- [Given request]
Only the pictures are omitted; repeat all other data exactly.

- [Dataset content]

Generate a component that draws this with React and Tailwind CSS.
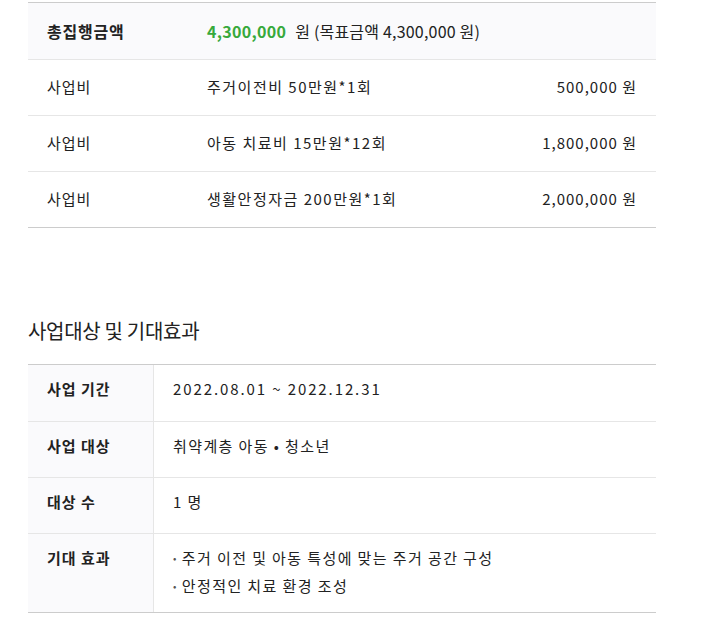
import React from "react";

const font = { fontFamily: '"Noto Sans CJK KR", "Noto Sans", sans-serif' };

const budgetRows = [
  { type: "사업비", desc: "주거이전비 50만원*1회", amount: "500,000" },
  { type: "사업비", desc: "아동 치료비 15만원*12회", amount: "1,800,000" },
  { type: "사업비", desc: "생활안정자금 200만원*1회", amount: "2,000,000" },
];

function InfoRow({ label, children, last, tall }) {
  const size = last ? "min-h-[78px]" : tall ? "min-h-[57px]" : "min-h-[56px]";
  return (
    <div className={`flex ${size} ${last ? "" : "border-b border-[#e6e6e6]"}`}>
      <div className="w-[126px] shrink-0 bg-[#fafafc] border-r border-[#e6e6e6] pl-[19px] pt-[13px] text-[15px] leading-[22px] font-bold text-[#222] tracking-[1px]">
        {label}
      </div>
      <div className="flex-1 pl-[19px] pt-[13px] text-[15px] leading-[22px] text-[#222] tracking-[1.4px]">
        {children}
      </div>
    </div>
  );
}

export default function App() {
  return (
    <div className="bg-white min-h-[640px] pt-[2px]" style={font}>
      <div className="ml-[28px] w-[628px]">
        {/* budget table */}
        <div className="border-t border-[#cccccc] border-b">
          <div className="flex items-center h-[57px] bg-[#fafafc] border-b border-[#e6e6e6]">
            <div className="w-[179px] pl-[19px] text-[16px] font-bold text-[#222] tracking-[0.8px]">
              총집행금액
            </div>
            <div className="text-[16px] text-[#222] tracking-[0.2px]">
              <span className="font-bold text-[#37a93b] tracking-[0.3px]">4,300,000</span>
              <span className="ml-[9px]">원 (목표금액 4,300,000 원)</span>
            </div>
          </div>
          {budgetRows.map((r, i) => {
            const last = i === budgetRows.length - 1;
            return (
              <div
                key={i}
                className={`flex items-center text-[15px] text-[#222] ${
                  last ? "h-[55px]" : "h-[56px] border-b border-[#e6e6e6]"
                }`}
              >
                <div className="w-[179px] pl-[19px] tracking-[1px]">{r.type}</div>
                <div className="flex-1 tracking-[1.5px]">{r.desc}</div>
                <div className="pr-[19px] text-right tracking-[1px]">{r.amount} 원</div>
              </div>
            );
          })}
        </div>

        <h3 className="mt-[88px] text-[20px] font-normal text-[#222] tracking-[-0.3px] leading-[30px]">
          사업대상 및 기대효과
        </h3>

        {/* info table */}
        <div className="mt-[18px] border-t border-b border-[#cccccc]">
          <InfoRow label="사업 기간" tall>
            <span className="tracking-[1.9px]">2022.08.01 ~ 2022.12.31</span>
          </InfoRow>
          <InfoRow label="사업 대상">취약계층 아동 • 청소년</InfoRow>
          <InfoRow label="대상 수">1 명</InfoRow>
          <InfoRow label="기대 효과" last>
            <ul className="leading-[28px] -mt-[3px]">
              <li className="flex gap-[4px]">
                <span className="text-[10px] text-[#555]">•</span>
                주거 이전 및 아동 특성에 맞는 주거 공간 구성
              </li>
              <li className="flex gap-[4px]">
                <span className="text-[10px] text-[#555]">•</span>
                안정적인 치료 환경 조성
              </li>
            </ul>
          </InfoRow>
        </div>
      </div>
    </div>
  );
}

- [Task response]
Generate a component that draws this with React and Tailwind CSS.
import React from "react";

const font = { fontFamily: '"Noto Sans CJK KR", "Noto Sans", sans-serif' };

const budgetRows = [
  { type: "사업비", desc: "주거이전비 50만원*1회", amount: "500,000" },
  { type: "사업비", desc: "아동 치료비 15만원*12회", amount: "1,800,000" },
  { type: "사업비", desc: "생활안정자금 200만원*1회", amount: "2,000,000" },
];

function InfoRow({ label, children, last, tall }) {
  const size = last ? "min-h-[78px]" : tall ? "min-h-[57px]" : "min-h-[56px]";
  return (
    <div className={`flex ${size} ${last ? "" : "border-b border-[#e6e6e6]"}`}>
      <div className="w-[126px] shrink-0 bg-[#fafafc] border-r border-[#e6e6e6] pl-[19px] pt-[13px] text-[15px] leading-[22px] font-bold text-[#222] tracking-[1px]">
        {label}
      </div>
      <div className="flex-1 pl-[19px] pt-[13px] text-[15px] leading-[22px] text-[#222] tracking-[1.4px]">
        {children}
      </div>
    </div>
  );
}

export default function App() {
  return (
    <div className="bg-white min-h-[640px] pt-[2px]" style={font}>
      <div className="ml-[28px] w-[628px]">
        {/* budget table */}
        <div className="border-t border-[#cccccc] border-b">
          <div className="flex items-center h-[57px] bg-[#fafafc] border-b border-[#e6e6e6]">
            <div className="w-[179px] pl-[19px] text-[16px] font-bold text-[#222] tracking-[0.8px]">
              총집행금액
            </div>
            <div className="text-[16px] text-[#222] tracking-[0.2px]">
              <span className="font-bold text-[#37a93b] tracking-[0.3px]">4,300,000</span>
              <span className="ml-[9px]">원 (목표금액 4,300,000 원)</span>
            </div>
          </div>
          {budgetRows.map((r, i) => {
            const last = i === budgetRows.length - 1;
            return (
              <div
                key={i}
                className={`flex items-center text-[15px] text-[#222] ${
                  last ? "h-[55px]" : "h-[56px] border-b border-[#e6e6e6]"
                }`}
              >
                <div className="w-[179px] pl-[19px] tracking-[1px]">{r.type}</div>
                <div className="flex-1 tracking-[1.5px]">{r.desc}</div>
                <div className="pr-[19px] text-right tracking-[1px]">{r.amount} 원</div>
              </div>
            );
          })}
        </div>

        <h3 className="mt-[88px] text-[20px] font-normal text-[#222] tracking-[-0.3px] leading-[30px]">
          사업대상 및 기대효과
        </h3>

        {/* info table */}
        <div className="mt-[18px] border-t border-b border-[#cccccc]">
          <InfoRow label="사업 기간" tall>
            <span className="tracking-[1.9px]">2022.08.01 ~ 2022.12.31</span>
          </InfoRow>
          <InfoRow label="사업 대상">취약계층 아동 • 청소년</InfoRow>
          <InfoRow label="대상 수">1 명</InfoRow>
          <InfoRow label="기대 효과" last>
            <ul className="leading-[28px] -mt-[3px]">
              <li className="flex gap-[4px]">
                <span className="text-[10px] text-[#555]">•</span>
                주거 이전 및 아동 특성에 맞는 주거 공간 구성
              </li>
              <li className="flex gap-[4px]">
                <span className="text-[10px] text-[#555]">•</span>
                안정적인 치료 환경 조성
              </li>
            </ul>
          </InfoRow>
        </div>
      </div>
    </div>
  );
}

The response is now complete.